I) forms colonies which may: allow self-shading, provide a habitat for O2 consume symbionts, facilitate the creation of reduced O2 zones. ii) produces gas vacuoles which: allow modification of sinking, allow active migration and enhance the availability of dilute nutrients such as P. iii) extensive methylation of Trichodesmium DNA: modification of adenine residues, may inhibit infection, conferring stability against high UV.
Deep Sea Microbiology
Considerable biological activity is found in the photic zone (down to ca 300m) and at depths down to 1000m. Depths > 1000m (deep sea) are in comparison ‘deserts’ and biologically inactive. Exceptions do exist though e.g hydrothermal vents. 3 major environmental extremes: low temperature, high pressure and low nutrient levels.
Hydrothermal vents
Hot vents ‘black smokers’ - hot hydrothermal fluid containing abundant metal sulphides reaches the sea floor directly & precipitates on emerging into cold seawater forming a tower or chimney. Warm vents - where hot hydrothermal fluid is cooled by seawater permeating the sediment. ‘White smokers’ emit lighter-hued minerals, such as those containing barium, calcium, and silicon. These vents also tend to have lower temperature plumes. These are alkaline hydrothermal vents.

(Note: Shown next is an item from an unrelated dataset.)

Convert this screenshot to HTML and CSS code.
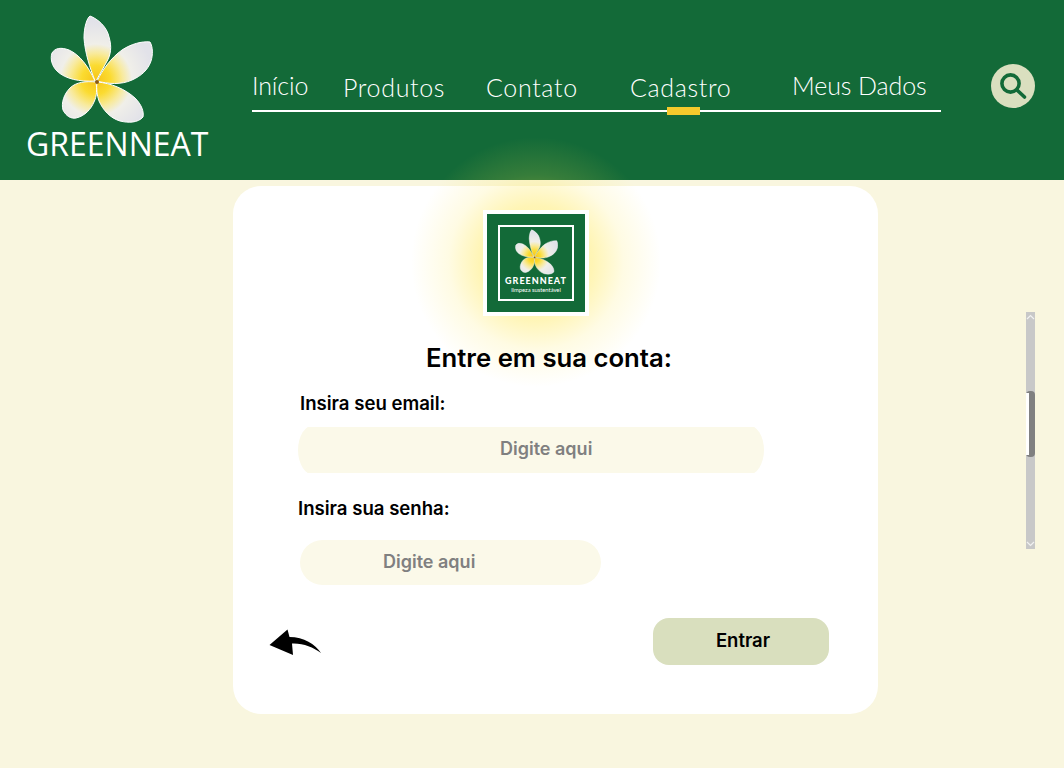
FILE: index.html
```html
<!DOCTYPE html>
<html lang="pt-BR">
<head>
<meta charset="utf-8">
<title>Greenneat</title>
<link rel="stylesheet" href="styles.css">
</head>
<body>
<svg class="defs" width="0" height="0" aria-hidden="true">
  <defs>
    <radialGradient id="petal" gradientUnits="userSpaceOnUse" cx="96" cy="80" r="58">
      <stop offset="0" stop-color="#f6c41a"/>
      <stop offset="0.25" stop-color="#fbdb30"/>
      <stop offset="0.46" stop-color="#f8ea9c"/>
      <stop offset="0.62" stop-color="#f0efe9"/>
      <stop offset="1" stop-color="#e2e2e9"/>
    </radialGradient>
    <symbol id="flower" viewBox="50 15 103 108">
      <g fill="url(#petal)" stroke="#ffffff" stroke-width="1" stroke-linejoin="round">
        <path d="M95 81C90 68 85 53 84 38C84 27 87 18 90 16C98 19 107 27 109 37C112 47 111 55 106 63C103 69 99 75 96 81Z"/>
        <path d="M97 81C103 69 111 58 122 50C131 44 142 41 150 42C153 47 153 55 151 61C148 70 141 76 132 80C121 85 108 84 97 81Z"/>
        <path d="M97 82C111 83 125 89 135 98C142 105 144 112 143 117C138 123 128 123 120 121C110 118 103 110 99 101C97 95 96 89 97 82Z"/>
        <path d="M96 82C86 81 76 82 70 88C64 94 61 103 63 110C66 116 71 119 76 118C85 116 91 109 94 102C97 96 97 89 96 82Z"/>
        <path d="M95 81C88 66 80 55 69 50C61 47 55 48 52 53C50 59 52 66 57 71C65 79 80 82 95 81Z"/>
      </g>
      <circle cx="97" cy="82" r="2" fill="#8a5a14"/>
    </symbol>
  </defs>
</svg>

<header class="topbar">
  <a class="brand">
    <svg class="brand-flower"><use href="#flower"/></svg>
    <span class="brand-name">GREENNEAT</span>
  </a>
  <nav class="nav">
    <a class="nav-item nav-raised">Início</a>
    <a class="nav-item">Produtos</a>
    <a class="nav-item">Contato</a>
    <a class="nav-item nav-active">Cadastro</a>
    <a class="nav-item nav-raised">Meus Dados</a>
  </nav>
  <button class="search" aria-label="Buscar">
    <svg viewBox="0 0 28 28" width="28" height="28">
      <circle cx="11.5" cy="11.5" r="8.6" fill="none" stroke="#136a38" stroke-width="3.6"/>
      <path d="M18 18L25.5 25" stroke="#136a38" stroke-width="3.6" stroke-linecap="round"/>
    </svg>
  </button>
</header>

<main class="card">
  <div class="logo">
    <div class="logo-frame">
      <svg class="logo-flower"><use href="#flower"/></svg>
      <span class="logo-name">GREENNEAT</span>
      <span class="logo-tag">limpeza sustentável</span>
    </div>
  </div>
  <h1 class="title">Entre em sua conta:</h1>
  <form class="form">
    <label class="label label-email">Insira seu email:</label>
    <div class="field field-email">Digite aqui</div>
    <label class="label label-pass">Insira sua senha:</label>
    <div class="field field-pass">Digite aqui</div>
    <div class="actions">
      <svg class="back" viewBox="0 0 52 27" width="52" height="27" aria-label="Voltar">
        <path d="M0.5 16L18.5 0.5L20.5 8C35 8 46 15 52 24C44 18 34 14 23 14.5L24 26Z" fill="#000"/>
      </svg>
      <button class="submit" type="button">Entrar</button>
    </div>
  </form>
</main>

<div class="glow"></div>

<div class="scrollbar">
  <svg class="scroll-arrow" viewBox="0 0 9 6" width="9" height="6"><path d="M1 5L4.5 1.5L8 5" fill="none" stroke="#f1f1f1" stroke-width="1.2"/></svg>
  <div class="scroll-thumb"></div>
  <svg class="scroll-arrow" viewBox="0 0 9 6" width="9" height="6"><path d="M1 1L4.5 4.5L8 1" fill="none" stroke="#f1f1f1" stroke-width="1.2"/></svg>
</div>
</body>
</html>
```
FILE: styles.css
```css
* { box-sizing: border-box; }
html, body { margin: 0; height: 100%; }
body {
  position: relative;
  height: 768px;
  overflow: hidden;
  background: #f9f6df;
  font-family: "Inter", "Noto Sans", sans-serif;
  color: #000;
}
.defs { position: absolute; }

.topbar {
  display: flex;
  height: 180px;
  background: #136a38;
  color: #fff;
}
.brand {
  display: flex;
  flex-direction: column;
  align-items: flex-start;
  width: 252px;
  padding: 15px 0 0 26px;
}
.brand-flower {
  width: 103px;
  height: 108px;
  margin-left: 24px;
}
.brand-name {
  font-family: "Open Sans", sans-serif;
  font-size: 32px;
  line-height: 44px;
  margin-top: -1px;
  white-space: nowrap;
}
.nav {
  display: grid;
  grid-template-columns: 91px 143px 144px 162px 149px;
  align-items: end;
  width: 689px;
  height: 112px;
  border-bottom: 2px solid #fff;
  font-family: "Lato", sans-serif;
  font-size: 25px;
  font-weight: 300;
  letter-spacing: 0.65px;
}
.nav-item {
  position: relative;
  line-height: 30px;
  padding-bottom: 8px;
  white-space: nowrap;
}
.nav-raised {
  padding-bottom: 10px;
  letter-spacing: -0.1px;
}
.nav-active::after {
  content: "";
  position: absolute;
  left: 37px;
  bottom: -5px;
  width: 33px;
  height: 8px;
  background: #f5c92c;
}
.search {
  width: 44px;
  height: 44px;
  margin: 64px 0 0 50px;
  padding: 0;
  border: 0;
  border-radius: 50%;
  background: #dadfbf;
  display: flex;
  align-items: center;
  justify-content: center;
}

.card {
  width: 645px;
  height: 528px;
  margin: 6px 0 0 233px;
  padding-top: 24px;
  background: #fff;
  border-radius: 28px;
}
.logo {
  position: relative;
  z-index: 2;
  width: 106px;
  height: 106px;
  margin-left: 250px;
  padding: 4px;
  background: #fff;
}
.logo-frame {
  height: 98px;
  background: #136a38;
  position: relative;
  color: #fff;
  display: flex;
  flex-direction: column;
  align-items: center;
}
.logo-frame::before {
  content: "";
  position: absolute;
  inset: 11px;
  border: 2px solid #fff;
}
.logo-flower {
  width: 43px;
  height: 46px;
  margin-top: 15px;
}
.logo-name {
  font-family: "Lato", sans-serif;
  font-weight: 900;
  font-size: 9px;
  letter-spacing: 1px;
  line-height: 11px;
}
.logo-tag {
  font-family: "Lato", sans-serif;
  font-size: 5.8px;
  line-height: 7px;
}
.title {
  position: relative;
  z-index: 2;
  margin: 26px 0 0 193px;
  font-size: 25.7px;
  line-height: 32px;
  font-weight: 600;
  white-space: nowrap;
}
.form {
  position: relative;
  z-index: 2;
}
.label {
  display: block;
  font-size: 18.6px;
  font-weight: 600;
  line-height: 24px;
  white-space: nowrap;
}
.label-email { margin: 17px 0 0 67px; }
.label-pass { margin: 23px 0 0 65px; }
.field {
  background: #fbf9e9;
  color: #808080;
  font-size: 18px;
  font-weight: 600;
  display: flex;
  align-items: center;
}
.field-email {
  width: 466px;
  height: 50px;
  margin: 10px 0 -2px 65px;
  padding: 0 0 4px 202px;
  border-radius: 16px / 25px;
  clip-path: inset(2px 0);
}
.field-pass {
  width: 301px;
  height: 45px;
  margin: 20px 0 0 67px;
  padding: 0 0 3px 83px;
  border-radius: 23px;
}
.actions {
  display: flex;
  justify-content: space-between;
  align-items: center;
  width: 560px;
  margin: 33px 0 0 36px;
}
.back { margin-top: 1px; }
.submit {
  width: 176px;
  height: 47px;
  padding: 0 0 4px 4px;
  border: 0;
  border-radius: 16px;
  background: #d9dfbe;
  font-family: inherit;
  font-size: 18.5px;
  font-weight: 600;
  color: #000;
}

.glow {
  position: absolute;
  left: 411px;
  top: 137px;
  width: 250px;
  height: 250px;
  border-radius: 50%;
  background: radial-gradient(circle closest-side, rgba(255, 228, 60, 0.55) 0%, rgba(255, 228, 60, 0.38) 45%, rgba(255, 230, 70, 0.15) 70%, rgba(255, 232, 80, 0) 100%);
  z-index: 1;
}

.scrollbar {
  position: absolute;
  left: 1026px;
  top: 312px;
  width: 9px;
  height: 237px;
  background: #c8c8c8;
  display: flex;
  flex-direction: column;
  justify-content: space-between;
  padding: 2px 0;
}
.scroll-arrow { display: block; }
.scroll-thumb {
  position: absolute;
  left: 0;
  top: 79px;
  width: 9px;
  height: 66px;
  background: #808080;
  border-radius: 4px;
}
.scroll-thumb::before {
  content: "";
  position: absolute;
  left: 0;
  top: 2px;
  bottom: 2px;
  width: 2.5px;
  background: #fff;
}
```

Around hydrothermal vents thriving invertebrate communities exist, supported by the activity of microorganisms:
Tubeworms over 2m in length, & large numbers of clams & mussels. Vents do not discharge organic matter. Rather, reduced inorganic material. Animal communities are dependent on lithotrophic bacteria which grow at the expense of inorganic energy sources. We can find: Sulphur-oxidising lithotrophs, Nitrifying bacteria, Hydrogen-oxidising bacteria, Iron & manganese oxidising bacteria, Methylotrophic bacteria, microbes thus use inorganic material to gain energy
Direct symbiotic relationships of bacteria & animals
2 m long tubeworms (Family Pogonophora). These lack a mouth, gut or anus but contain a modified gastrointestinal tract consisiting of spongy tissue called the trophosome. Trophosome tissue contains S granules, but with large numbers ~ 109 cells/g tissue of the S-oxidising bacterium. Tubeworms are organotrophs - living off the excretory products & dead cells of the lithotrophic symbiont. S-oxidising bacterial communities have also been found in the gill tissues of giant clams & mussels. It’s possible methane-oxidising bacteria also play a role as symbionts in hydrothermal vent animals.